Kingston is a town in Rockingham County, New Hampshire, United States. The population at the 2010 census was 6,025.
Kingston was the fifth town to be established in New Hampshire. Originally, it was a part of Hampton, New Hampshire. After King Philip's War, the establishment of new settlements was made possible by peace treaties with the local Indian tribes and, in 1692, by geographical and jurisdictional agreements between the provinces of Massachusetts and New Hampshire. Consequently, certain residents of Hampton, New Hampshire petitioned for a grant of a separate township to be created from the western part of Hampton. And so, in 1694, King William III of England granted a royal charter establishing the town of "Kingstown", so named in honor of the King. Use of the title rather than the King's name was common at the time. The original charter still exists to this day.

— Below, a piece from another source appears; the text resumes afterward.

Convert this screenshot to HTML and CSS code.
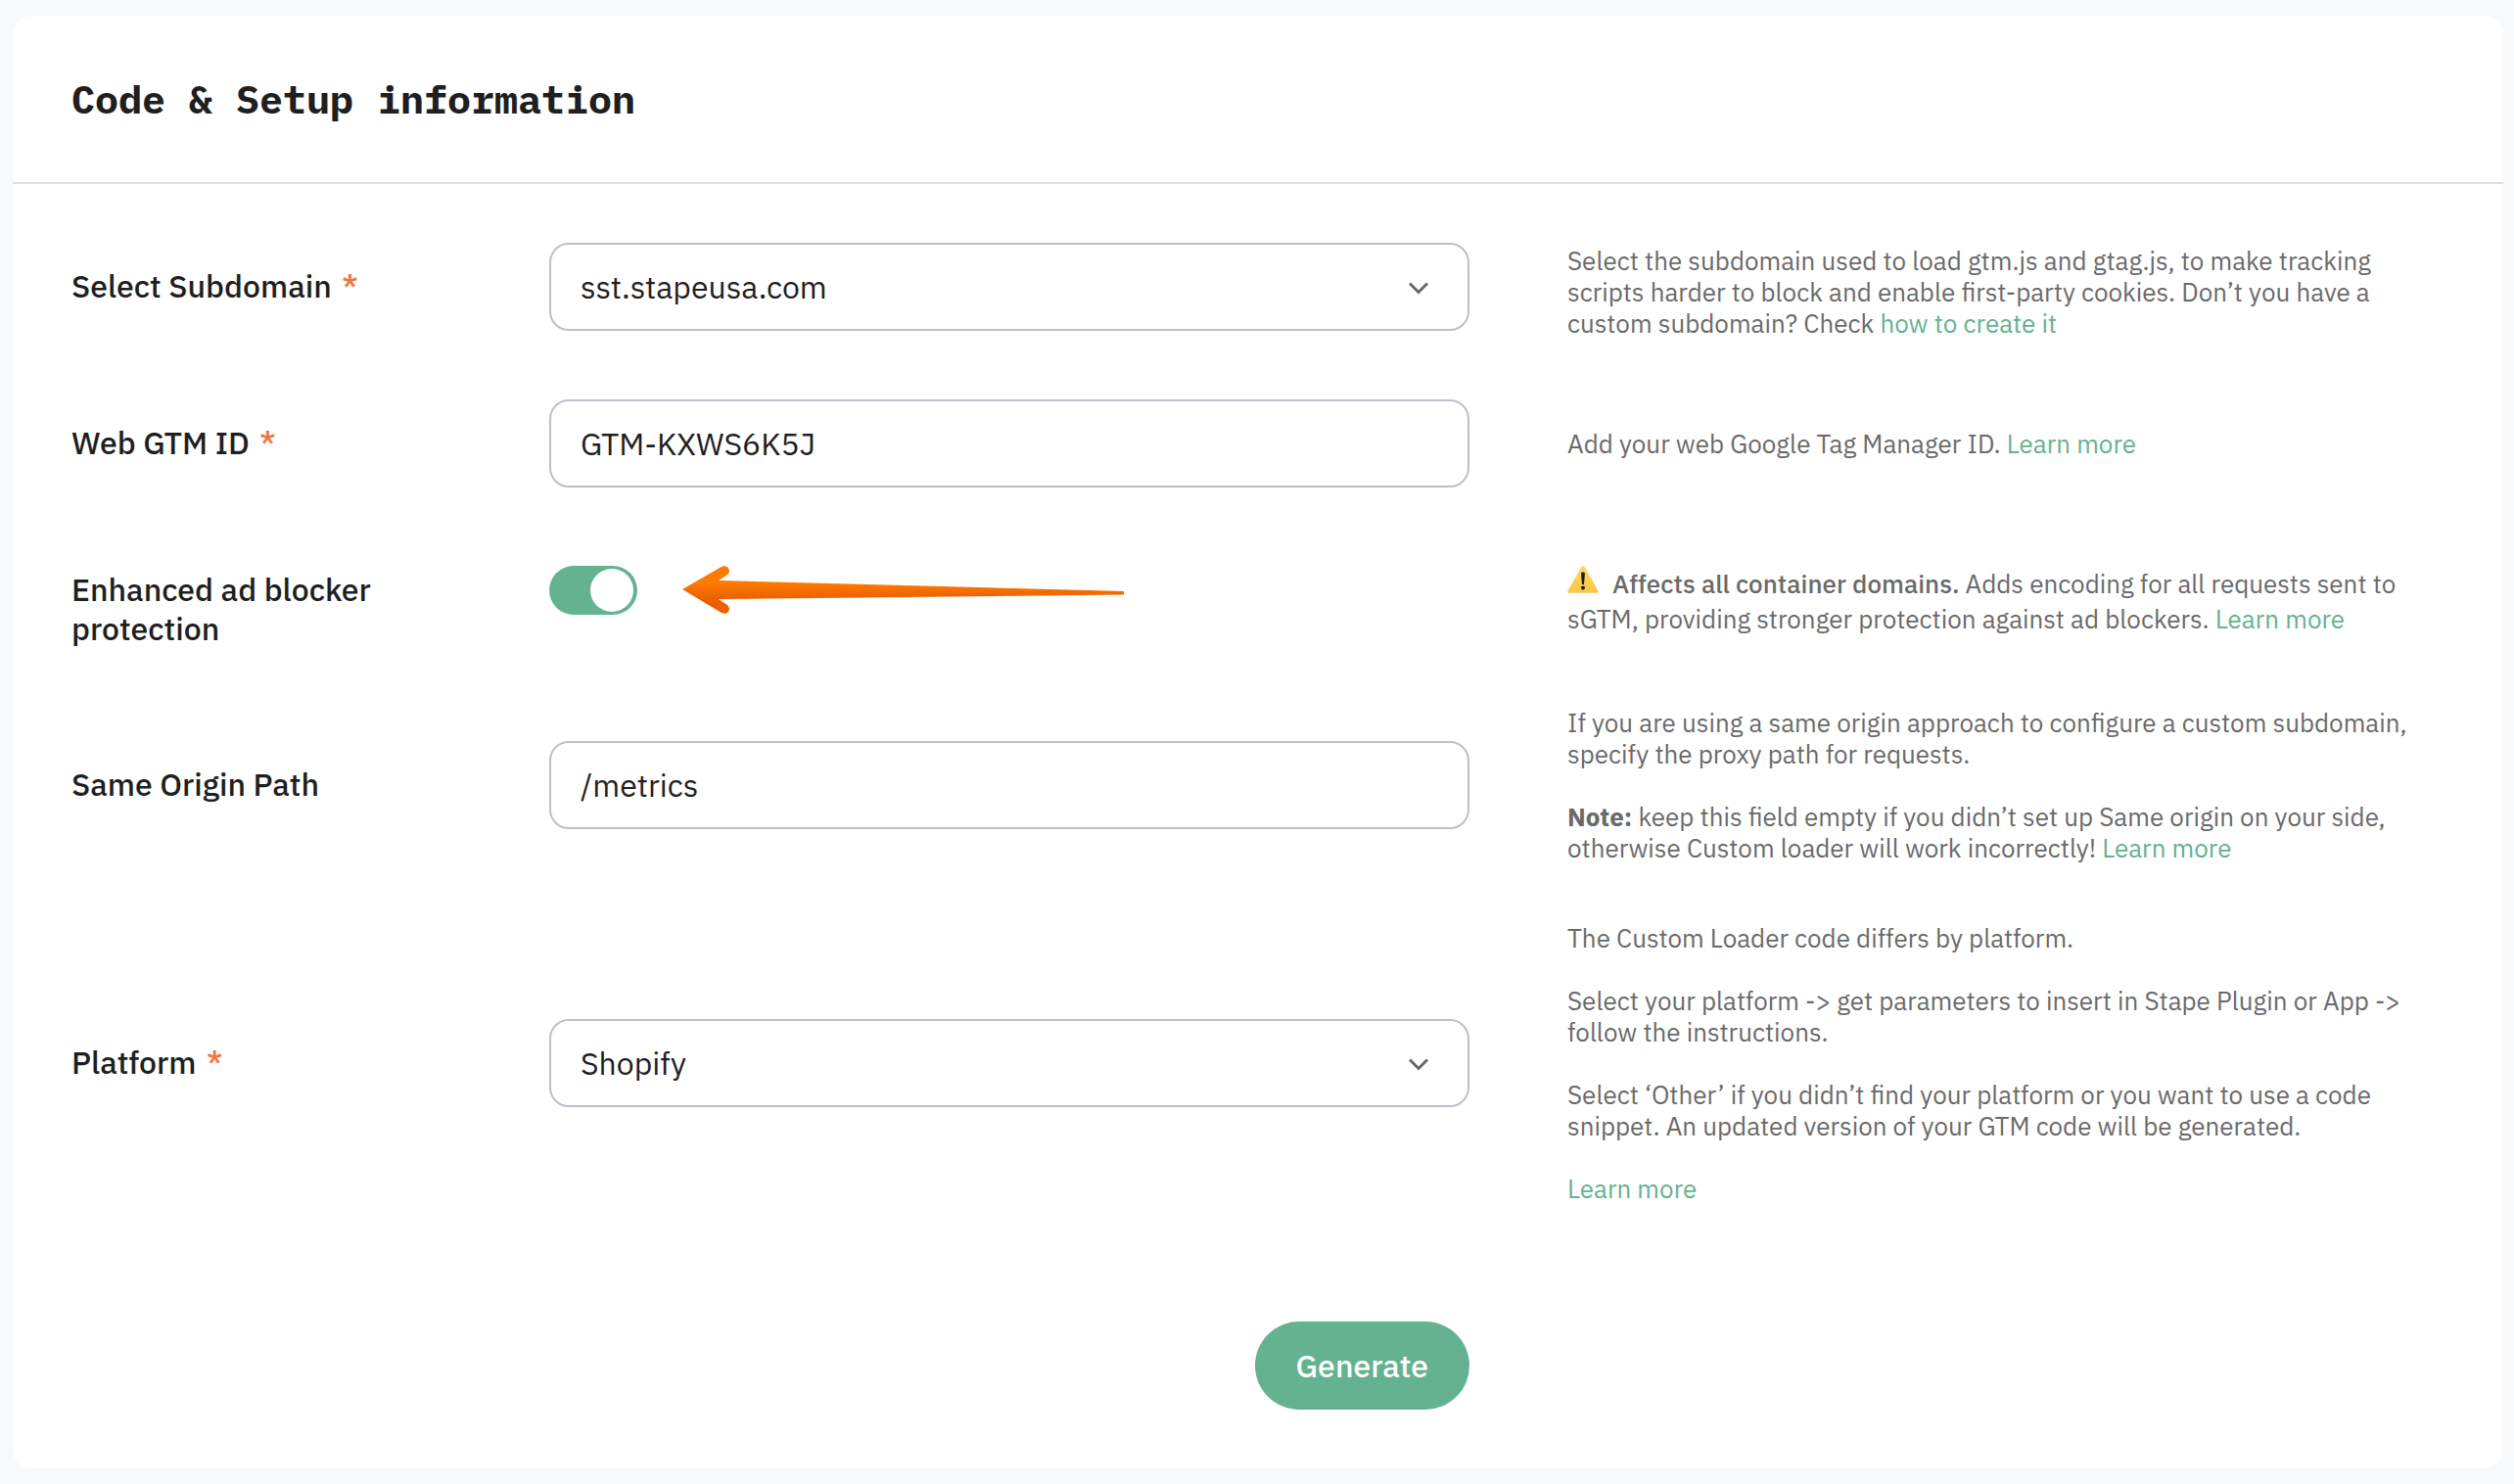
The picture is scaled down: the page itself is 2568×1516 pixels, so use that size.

The Kingston historic district encompasses the town center of Kingston. Historic buildings and sites within the district include the Kingston town hall; the Josiah Bartlett House, home of the second signer of the U.S. Declaration of Independence; the First Universalist Church; the Sanborn Seminary; the Nichols Memorial Research Library; the Kingston Historical Museum (housed in the town's first fire house); The 1686 House restaurant; the Masonic building; the Cemetery at the Plains (where Josiah Bartlett is buried); the Church on the Plains, and the Grace Daley House and barn, home to the town's first church owned parsonage (1835).